*YOUR INSTRUCTIONS*
Work through the material below and count the lines holding the word "screenshot"; give that count and nothing more.

(Pages as source code)
┌──
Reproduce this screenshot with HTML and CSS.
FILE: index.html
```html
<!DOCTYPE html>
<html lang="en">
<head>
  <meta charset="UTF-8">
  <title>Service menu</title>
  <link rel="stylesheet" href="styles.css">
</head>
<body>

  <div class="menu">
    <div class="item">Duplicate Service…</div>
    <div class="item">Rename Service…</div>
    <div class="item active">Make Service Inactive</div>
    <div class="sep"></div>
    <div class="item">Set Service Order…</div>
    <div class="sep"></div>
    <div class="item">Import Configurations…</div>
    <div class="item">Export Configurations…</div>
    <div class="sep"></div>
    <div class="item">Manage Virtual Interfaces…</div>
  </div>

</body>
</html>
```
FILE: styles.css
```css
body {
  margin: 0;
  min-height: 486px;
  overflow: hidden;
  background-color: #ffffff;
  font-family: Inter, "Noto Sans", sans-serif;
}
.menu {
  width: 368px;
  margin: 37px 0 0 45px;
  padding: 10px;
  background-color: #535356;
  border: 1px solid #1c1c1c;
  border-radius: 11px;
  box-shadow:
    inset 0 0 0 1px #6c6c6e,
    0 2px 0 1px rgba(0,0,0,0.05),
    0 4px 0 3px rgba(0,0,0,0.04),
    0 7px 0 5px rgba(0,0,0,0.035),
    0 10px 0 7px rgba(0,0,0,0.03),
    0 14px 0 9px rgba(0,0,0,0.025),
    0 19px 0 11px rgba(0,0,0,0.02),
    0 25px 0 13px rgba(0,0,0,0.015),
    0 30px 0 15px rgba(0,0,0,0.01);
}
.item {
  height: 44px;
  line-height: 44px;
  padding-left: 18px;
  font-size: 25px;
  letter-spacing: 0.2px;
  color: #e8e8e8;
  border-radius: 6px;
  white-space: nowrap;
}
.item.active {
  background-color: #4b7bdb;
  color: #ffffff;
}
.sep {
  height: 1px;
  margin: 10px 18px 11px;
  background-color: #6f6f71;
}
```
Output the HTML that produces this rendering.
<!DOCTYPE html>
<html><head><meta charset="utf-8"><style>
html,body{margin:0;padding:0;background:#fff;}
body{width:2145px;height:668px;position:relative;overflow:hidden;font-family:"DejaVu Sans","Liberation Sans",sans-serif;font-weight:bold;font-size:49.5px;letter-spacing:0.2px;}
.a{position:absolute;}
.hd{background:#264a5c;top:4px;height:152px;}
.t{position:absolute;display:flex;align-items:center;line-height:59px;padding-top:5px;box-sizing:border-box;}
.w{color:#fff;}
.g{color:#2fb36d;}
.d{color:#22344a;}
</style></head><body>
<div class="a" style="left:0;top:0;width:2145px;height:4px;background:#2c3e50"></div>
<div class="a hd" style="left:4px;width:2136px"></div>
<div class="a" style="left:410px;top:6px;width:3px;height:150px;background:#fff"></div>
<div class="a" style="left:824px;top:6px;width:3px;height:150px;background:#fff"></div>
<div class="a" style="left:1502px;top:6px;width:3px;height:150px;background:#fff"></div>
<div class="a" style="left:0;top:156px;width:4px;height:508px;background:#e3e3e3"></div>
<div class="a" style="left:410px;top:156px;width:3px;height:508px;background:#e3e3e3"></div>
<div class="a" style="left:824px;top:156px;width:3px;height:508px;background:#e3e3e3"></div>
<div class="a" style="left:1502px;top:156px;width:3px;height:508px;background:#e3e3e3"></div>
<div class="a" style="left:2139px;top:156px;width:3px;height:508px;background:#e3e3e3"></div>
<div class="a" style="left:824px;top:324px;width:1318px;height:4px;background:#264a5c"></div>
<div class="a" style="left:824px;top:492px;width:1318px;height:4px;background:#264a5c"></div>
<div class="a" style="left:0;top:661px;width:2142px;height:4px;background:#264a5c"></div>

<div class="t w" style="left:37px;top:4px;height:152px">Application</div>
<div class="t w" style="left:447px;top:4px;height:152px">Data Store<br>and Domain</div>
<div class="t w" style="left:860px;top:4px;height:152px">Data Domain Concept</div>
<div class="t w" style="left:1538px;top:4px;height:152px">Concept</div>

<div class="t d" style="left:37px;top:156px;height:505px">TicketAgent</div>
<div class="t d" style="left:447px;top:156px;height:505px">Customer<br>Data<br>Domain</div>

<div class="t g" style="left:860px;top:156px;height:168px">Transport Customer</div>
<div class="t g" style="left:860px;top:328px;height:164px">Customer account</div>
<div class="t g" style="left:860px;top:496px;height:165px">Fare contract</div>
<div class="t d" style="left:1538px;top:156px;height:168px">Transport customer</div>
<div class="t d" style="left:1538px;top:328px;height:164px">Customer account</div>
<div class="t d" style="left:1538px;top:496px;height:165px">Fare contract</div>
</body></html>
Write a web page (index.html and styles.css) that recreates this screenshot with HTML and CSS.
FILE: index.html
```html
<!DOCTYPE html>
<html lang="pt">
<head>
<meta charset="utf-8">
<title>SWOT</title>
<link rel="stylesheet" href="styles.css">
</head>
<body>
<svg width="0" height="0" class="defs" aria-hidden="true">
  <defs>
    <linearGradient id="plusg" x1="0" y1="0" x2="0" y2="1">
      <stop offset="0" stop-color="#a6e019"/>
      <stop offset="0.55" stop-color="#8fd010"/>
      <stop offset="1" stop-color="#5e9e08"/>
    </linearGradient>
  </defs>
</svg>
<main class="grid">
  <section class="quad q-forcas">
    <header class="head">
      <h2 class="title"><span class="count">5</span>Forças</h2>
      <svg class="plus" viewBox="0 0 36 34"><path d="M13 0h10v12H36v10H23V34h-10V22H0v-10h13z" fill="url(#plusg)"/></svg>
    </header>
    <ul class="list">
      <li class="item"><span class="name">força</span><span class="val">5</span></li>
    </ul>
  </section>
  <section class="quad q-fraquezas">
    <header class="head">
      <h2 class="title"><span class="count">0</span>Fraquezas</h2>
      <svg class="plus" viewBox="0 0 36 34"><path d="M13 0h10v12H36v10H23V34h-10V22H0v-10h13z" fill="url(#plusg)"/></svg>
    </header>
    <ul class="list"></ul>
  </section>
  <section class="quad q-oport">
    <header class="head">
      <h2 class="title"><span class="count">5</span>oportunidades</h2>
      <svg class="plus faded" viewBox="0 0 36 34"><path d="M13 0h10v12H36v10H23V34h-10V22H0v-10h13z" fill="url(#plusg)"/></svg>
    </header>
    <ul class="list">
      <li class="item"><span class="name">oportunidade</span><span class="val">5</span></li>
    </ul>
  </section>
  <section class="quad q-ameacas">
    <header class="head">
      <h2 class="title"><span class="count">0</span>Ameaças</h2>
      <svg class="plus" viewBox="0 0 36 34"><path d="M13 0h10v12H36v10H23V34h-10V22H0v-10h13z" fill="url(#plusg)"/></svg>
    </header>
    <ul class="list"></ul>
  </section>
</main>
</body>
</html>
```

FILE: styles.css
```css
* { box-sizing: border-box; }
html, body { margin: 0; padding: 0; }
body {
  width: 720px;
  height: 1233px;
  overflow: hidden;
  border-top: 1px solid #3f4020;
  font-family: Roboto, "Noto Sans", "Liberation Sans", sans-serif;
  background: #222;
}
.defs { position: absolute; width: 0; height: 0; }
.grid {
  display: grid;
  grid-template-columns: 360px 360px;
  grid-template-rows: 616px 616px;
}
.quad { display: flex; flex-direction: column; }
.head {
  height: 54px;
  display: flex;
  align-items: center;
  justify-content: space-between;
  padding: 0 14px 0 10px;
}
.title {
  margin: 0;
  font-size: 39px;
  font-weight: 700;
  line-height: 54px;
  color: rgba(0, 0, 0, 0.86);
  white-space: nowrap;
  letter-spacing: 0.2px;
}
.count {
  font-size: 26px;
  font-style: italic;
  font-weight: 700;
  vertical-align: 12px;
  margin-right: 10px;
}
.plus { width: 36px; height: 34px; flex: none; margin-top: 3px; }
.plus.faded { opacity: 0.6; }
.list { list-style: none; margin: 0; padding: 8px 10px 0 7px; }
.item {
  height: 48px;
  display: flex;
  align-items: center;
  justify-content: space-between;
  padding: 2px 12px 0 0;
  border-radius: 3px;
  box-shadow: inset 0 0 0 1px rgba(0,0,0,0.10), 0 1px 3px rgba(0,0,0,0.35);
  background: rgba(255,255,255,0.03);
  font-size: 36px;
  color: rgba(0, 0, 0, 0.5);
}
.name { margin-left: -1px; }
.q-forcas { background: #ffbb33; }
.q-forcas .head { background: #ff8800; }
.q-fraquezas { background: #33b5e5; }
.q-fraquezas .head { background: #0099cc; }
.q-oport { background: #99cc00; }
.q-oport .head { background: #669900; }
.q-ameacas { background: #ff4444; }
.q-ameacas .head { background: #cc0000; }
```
└──
*OUTPUT BELOW*
2